Speaking of soul crushing, work is so difficult to handle.  Brock and I had this huge discussion the other day about how overwhelming it seemed to think about having another baby when our house is in a constant state of turmoil.  I pointed out to him rather forcefully that I could be a mom, work full time, and clean the house – but he can ONLY have two of the three at any given time.  So if he wants to have a clean house, and keep his son, the job needs to go.  And if he wants me to keep working (and keep his son!) we need to hire someone to help us clean.  Really, giving away the kid isn’t so much of an option – although I’ve had offers!

I’m stressed out to the max, and I think it’s making me lose my milk.  That stresses me out more.  But things shall get better, I am sure.  Because that’s what they do.  They get worse and worse until I think we can’t take it any more… and then they get better.  I might just repeat that to myself a few times, until I actually believe it.

The Real Day One.

I have created my very own blog.
It is still in its infancy.  I get to sit here, on the floor in my living room with my laptop on the couch seat, and work on my project while my son is napping.  My son, by the way, is Ronan.  The worlds most wonderful baby, that is actually quite horrible sometimes.  Right now, I need to get my layout, design ideas and everything together.  I want to get some advertisements on my page.  Ugh.  (I know, right?)  But the idea is that perhaps, someday, my writing and my passions will allow me to be a stay at home mom.

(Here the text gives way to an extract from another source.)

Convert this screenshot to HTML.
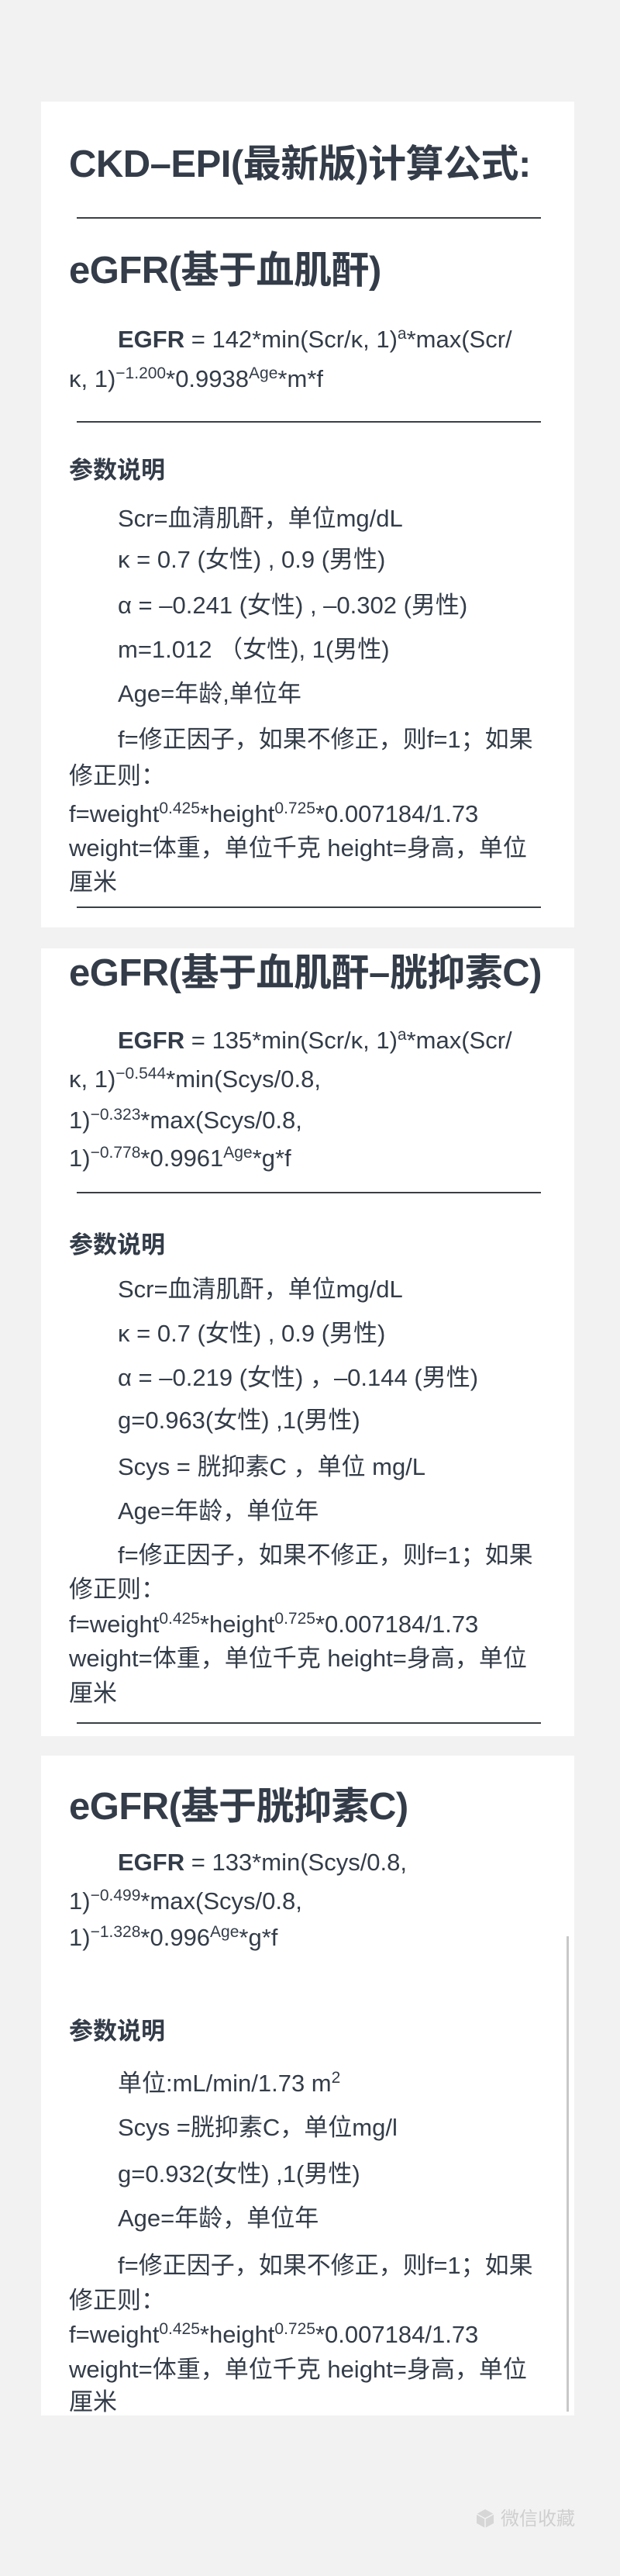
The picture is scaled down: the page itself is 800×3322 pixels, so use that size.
<!DOCTYPE html>
<html><head><meta charset="utf-8"><style>
body{margin:0;background:#f2f2f2;width:800px;height:3322px;position:relative;overflow:hidden;font-family:"Liberation Sans","Noto Sans CJK SC",sans-serif;color:#333c48}
.card{position:absolute;left:53px;width:688px;background:#fff}
.l{position:absolute;left:89px;white-space:nowrap;font-size:31px;line-height:46px;height:46px}
.i{left:152px}
.t{font-size:49px;line-height:64px;height:64px;font-weight:bold;letter-spacing:-0.5px}
.h{font-size:31px;font-weight:bold}
.hr{position:absolute;left:99px;width:599px;height:2px;background:#3a3f46}
sup{font-size:21px;vertical-align:11px;line-height:0}
b{font-weight:bold}
</style></head><body>
<div class="card" style="top:131px;height:1065px"></div>
<div class="card" style="top:1223px;height:1016px"></div>
<div class="card" style="top:2264px;height:851px"></div>
<div style="position:absolute;left:731px;top:2497px;width:3px;height:613px;background:#c8c8c8"></div>

<div class="l t" style="top:180px">CKD–EPI(最新版)计算公式:</div>
<div class="hr" style="top:280px"></div>
<div class="l t" style="top:317px">eGFR(基于血肌酐)</div>
<div class="l i" style="top:415px"><b>EGFR</b> = 142*min(Scr/κ, 1)<sup>a</sup>*max(Scr/</div>
<div class="l" style="top:466px">κ, 1)<sup>−1.200</sup>*0.9938<sup>Age</sup>*m*f</div>
<div class="hr" style="top:543px"></div>
<div class="l h" style="top:584px">参数说明</div>
<div class="l i" style="top:646px">Scr=血清肌酐，单位mg/dL</div>
<div class="l i" style="top:699px">κ = 0.7 (女性) , 0.9 (男性)</div>
<div class="l i" style="top:758px">α = –0.241 (女性) , –0.302 (男性)</div>
<div class="l i" style="top:815px">m=1.012 （女性), 1(男性)</div>
<div class="l i" style="top:872px">Age=年龄,单位年</div>
<div class="l i" style="top:931px">f=修正因子，如果不修正，则f=1；如果</div>
<div class="l" style="top:978px">修正则：</div>
<div class="l" style="top:1027px">f=weight<sup>0.425</sup>*height<sup>0.725</sup>*0.007184/1.73</div>
<div class="l" style="top:1071px">weight=体重，单位千克 height=身高，单位</div>
<div class="l" style="top:1115px">厘米</div>
<div class="hr" style="top:1169px"></div>

<div class="l t" style="top:1223px">eGFR(基于血肌酐–胱抑素C)</div>
<div class="l i" style="top:1319px"><b>EGFR</b> = 135*min(Scr/κ, 1)<sup>a</sup>*max(Scr/</div>
<div class="l" style="top:1369px">κ, 1)<sup>−0.544</sup>*min(Scys/0.8,</div>
<div class="l" style="top:1422px">1)<sup>−0.323</sup>*max(Scys/0.8,</div>
<div class="l" style="top:1471px">1)<sup>−0.778</sup>*0.9961<sup>Age</sup>*g*f</div>
<div class="hr" style="top:1537px"></div>
<div class="l h" style="top:1583px">参数说明</div>
<div class="l i" style="top:1640px">Scr=血清肌酐，单位mg/dL</div>
<div class="l i" style="top:1697px">κ = 0.7 (女性) , 0.9 (男性)</div>
<div class="l i" style="top:1754px">α = –0.219 (女性) ，–0.144 (男性)</div>
<div class="l i" style="top:1809px">g=0.963(女性) ,1(男性)</div>
<div class="l i" style="top:1869px">Scys = 胱抑素C ，单位 mg/L</div>
<div class="l i" style="top:1926px">Age=年龄，单位年</div>
<div class="l i" style="top:1983px">f=修正因子，如果不修正，则f=1；如果</div>
<div class="l" style="top:2027px">修正则：</div>
<div class="l" style="top:2072px">f=weight<sup>0.425</sup>*height<sup>0.725</sup>*0.007184/1.73</div>
<div class="l" style="top:2116px">weight=体重，单位千克 height=身高，单位</div>
<div class="l" style="top:2161px">厘米</div>
<div class="hr" style="top:2221px"></div>

<div class="l t" style="top:2298px">eGFR(基于胱抑素C)</div>
<div class="l i" style="top:2379px"><b>EGFR</b> = 133*min(Scys/0.8,</div>
<div class="l" style="top:2429px">1)<sup>−0.499</sup>*max(Scys/0.8,</div>
<div class="l" style="top:2476px">1)<sup>−1.328</sup>*0.996<sup>Age</sup>*g*f</div>
<div class="l h" style="top:2597px">参数说明</div>
<div class="l i" style="top:2664px">单位:mL/min/1.73 m<sup>2</sup></div>
<div class="l i" style="top:2721px">Scys =胱抑素C，单位mg/l</div>
<div class="l i" style="top:2781px">g=0.932(女性) ,1(男性)</div>
<div class="l i" style="top:2838px">Age=年龄，单位年</div>
<div class="l i" style="top:2899px">f=修正因子，如果不修正，则f=1；如果</div>
<div class="l" style="top:2944px">修正则：</div>
<div class="l" style="top:2988px">f=weight<sup>0.425</sup>*height<sup>0.725</sup>*0.007184/1.73</div>
<div class="l" style="top:3033px">weight=体重，单位千克 height=身高，单位</div>
<div class="l" style="top:3075px">厘米</div>

<div style="position:absolute;left:614px;top:3234px;font-size:24px;line-height:30px;color:#cfcfcf;white-space:nowrap">
<svg width="24" height="26" viewBox="0 0 24 26" style="vertical-align:-5px;margin-right:8px"><path d="M12 1L23 7V19L12 25L1 19V7Z" fill="#d6d6d6"/><path d="M1 7L12 13L23 7M12 13V25" stroke="#f2f2f2" stroke-width="1.5" fill="none"/></svg>微信收藏</div>
</body></html>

I love to read blogs.  Other people love to read blogs.  Why not mine?

I took Ronan to the chiropractor today.  My husband, Brock, thinks chiropract-y(?) is a racket.  We’ll see.  If he sleep better tonight, then maybe it will have been worth it.

On with the blog ideas.  I’m going to post pictures regularly, because I LOVE to photograph my son, and just about everything else in my life.  I’d like to touch on topics that are serious, as well as blabber on inanely about my day.  We’ll see how it turns out in the end.